__Task statement__
Repeat the full listing below verbatim and keep the images out.
══════════
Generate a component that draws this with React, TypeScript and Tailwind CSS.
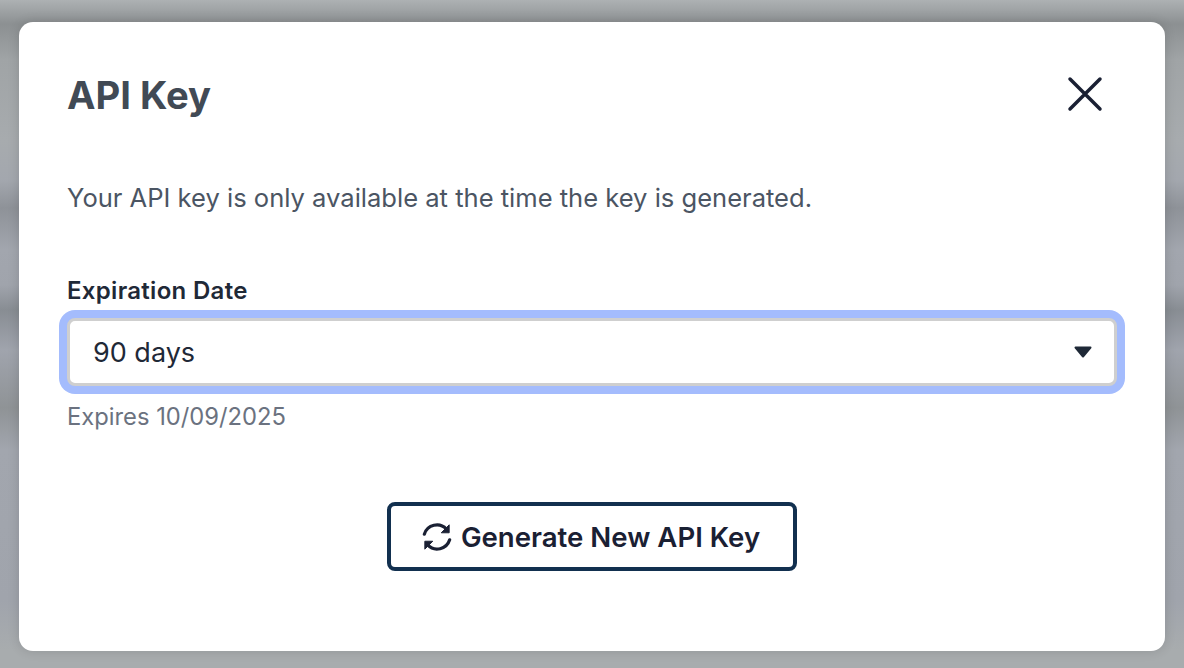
export default function App() {
  return (
    <div className="flex h-[668px] w-[1184px] overflow-hidden bg-[linear-gradient(180deg,#adb1b3_0px,#8c9092_24px,#a0a4a6_60px,#a7abae_140px,#a3a7ae_180px,#8e9298_208px,#a2a6ae_250px,#a0a4ac_285px,#888d93_310px,#a0a4ad_350px,#8f9396_408px,#a2a6ae_450px,#a0a4ac_600px,#a8acae_650px,#a8acae_668px)] pt-[22px] pl-[19px] font-['Inter','Liberation_Sans',sans-serif]">
      <div className="flex h-[629px] w-[1146px] flex-col rounded-[14px] bg-white px-[48px] pt-[48px] shadow-[0_0_12px_rgba(0,0,0,0.14)]">
        <div className="flex h-[50px] items-center justify-between">
          <h2 className="text-[38.2px] leading-[50px] font-bold text-[#414a55]">API Key</h2>
          <svg width="60" height="60" viewBox="0 0 24 24" fill="none" stroke="#1a2033" strokeWidth="1.4" strokeLinecap="round" className="mr-[2px] mb-[2px]">
            <path d="M6 6l12 12M18 6L6 18" />
          </svg>
        </div>
        <p className="mt-[60px] text-[25.55px] leading-[36px] text-[#4b5563]">Your API key is only available at the time the key is generated.</p>
        <label className="mt-[57px] text-[24px] leading-[36px] font-semibold tracking-[0.3px] text-[#1f2937]">Expiration Date</label>
        <div className="mt-[9px] flex h-[68px] items-center justify-between rounded-[8px] border-[3px] border-[#cfcfcf] bg-white pl-[23px] pr-[22px] text-[27px] text-[#1f2937] shadow-[0_0_0_8px_#a4bcfd]">
          <span className="pt-[2px]">90 days</span>
          <svg width="18" height="12" viewBox="0 0 18 12"><path d="M1.5 1.5h15L9 10.5z" fill="#1f2937" stroke="#1f2937" strokeWidth="2" strokeLinejoin="round" /></svg>
        </div>
        <p className="mt-[16px] text-[23.75px] leading-[30px] text-[#6b7280]">Expires 10/09/2025</p>
        <div className="mt-[70px] flex justify-center">
          <button className="flex h-[69px] w-[410px] items-center justify-center gap-[9px] rounded-[8px] border-[4px] border-[#12304f] bg-white pr-[2px] text-[27.6px] font-semibold text-[#1a2033]">
            <svg width="30" height="30" viewBox="5 5 32 32" className="shrink-0">
              <g>
                <path d="M7.5 18A14 14 0 0 1 31 12.5" fill="none" stroke="#1a2033" strokeWidth="3.4" strokeLinecap="round" />
                <path d="M34 8v8.5h-8.5z" fill="#1a2033" stroke="#1a2033" strokeWidth="1" strokeLinejoin="round" />
              </g>
              <g transform="rotate(180 21 21)">
                <path d="M7.5 18A14 14 0 0 1 31 12.5" fill="none" stroke="#1a2033" strokeWidth="3.4" strokeLinecap="round" />
                <path d="M34 8v8.5h-8.5z" fill="#1a2033" stroke="#1a2033" strokeWidth="1" strokeLinejoin="round" />
              </g>
            </svg>
            <span className="pt-[2px]">Generate New API Key</span>
          </button>
        </div>
      </div>
    </div>
  );
}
══════════
__Final result__
Generate a component that draws this with React, TypeScript and Tailwind CSS.
export default function App() {
  return (
    <div className="flex h-[668px] w-[1184px] overflow-hidden bg-[linear-gradient(180deg,#adb1b3_0px,#8c9092_24px,#a0a4a6_60px,#a7abae_140px,#a3a7ae_180px,#8e9298_208px,#a2a6ae_250px,#a0a4ac_285px,#888d93_310px,#a0a4ad_350px,#8f9396_408px,#a2a6ae_450px,#a0a4ac_600px,#a8acae_650px,#a8acae_668px)] pt-[22px] pl-[19px] font-['Inter','Liberation_Sans',sans-serif]">
      <div className="flex h-[629px] w-[1146px] flex-col rounded-[14px] bg-white px-[48px] pt-[48px] shadow-[0_0_12px_rgba(0,0,0,0.14)]">
        <div className="flex h-[50px] items-center justify-between">
          <h2 className="text-[38.2px] leading-[50px] font-bold text-[#414a55]">API Key</h2>
          <svg width="60" height="60" viewBox="0 0 24 24" fill="none" stroke="#1a2033" strokeWidth="1.4" strokeLinecap="round" className="mr-[2px] mb-[2px]">
            <path d="M6 6l12 12M18 6L6 18" />
          </svg>
        </div>
        <p className="mt-[60px] text-[25.55px] leading-[36px] text-[#4b5563]">Your API key is only available at the time the key is generated.</p>
        <label className="mt-[57px] text-[24px] leading-[36px] font-semibold tracking-[0.3px] text-[#1f2937]">Expiration Date</label>
        <div className="mt-[9px] flex h-[68px] items-center justify-between rounded-[8px] border-[3px] border-[#cfcfcf] bg-white pl-[23px] pr-[22px] text-[27px] text-[#1f2937] shadow-[0_0_0_8px_#a4bcfd]">
          <span className="pt-[2px]">90 days</span>
          <svg width="18" height="12" viewBox="0 0 18 12"><path d="M1.5 1.5h15L9 10.5z" fill="#1f2937" stroke="#1f2937" strokeWidth="2" strokeLinejoin="round" /></svg>
        </div>
        <p className="mt-[16px] text-[23.75px] leading-[30px] text-[#6b7280]">Expires 10/09/2025</p>
        <div className="mt-[70px] flex justify-center">
          <button className="flex h-[69px] w-[410px] items-center justify-center gap-[9px] rounded-[8px] border-[4px] border-[#12304f] bg-white pr-[2px] text-[27.6px] font-semibold text-[#1a2033]">
            <svg width="30" height="30" viewBox="5 5 32 32" className="shrink-0">
              <g>
                <path d="M7.5 18A14 14 0 0 1 31 12.5" fill="none" stroke="#1a2033" strokeWidth="3.4" strokeLinecap="round" />
                <path d="M34 8v8.5h-8.5z" fill="#1a2033" stroke="#1a2033" strokeWidth="1" strokeLinejoin="round" />
              </g>
              <g transform="rotate(180 21 21)">
                <path d="M7.5 18A14 14 0 0 1 31 12.5" fill="none" stroke="#1a2033" strokeWidth="3.4" strokeLinecap="round" />
                <path d="M34 8v8.5h-8.5z" fill="#1a2033" stroke="#1a2033" strokeWidth="1" strokeLinejoin="round" />
              </g>
            </svg>
            <span className="pt-[2px]">Generate New API Key</span>
          </button>
        </div>
      </div>
    </div>
  );
}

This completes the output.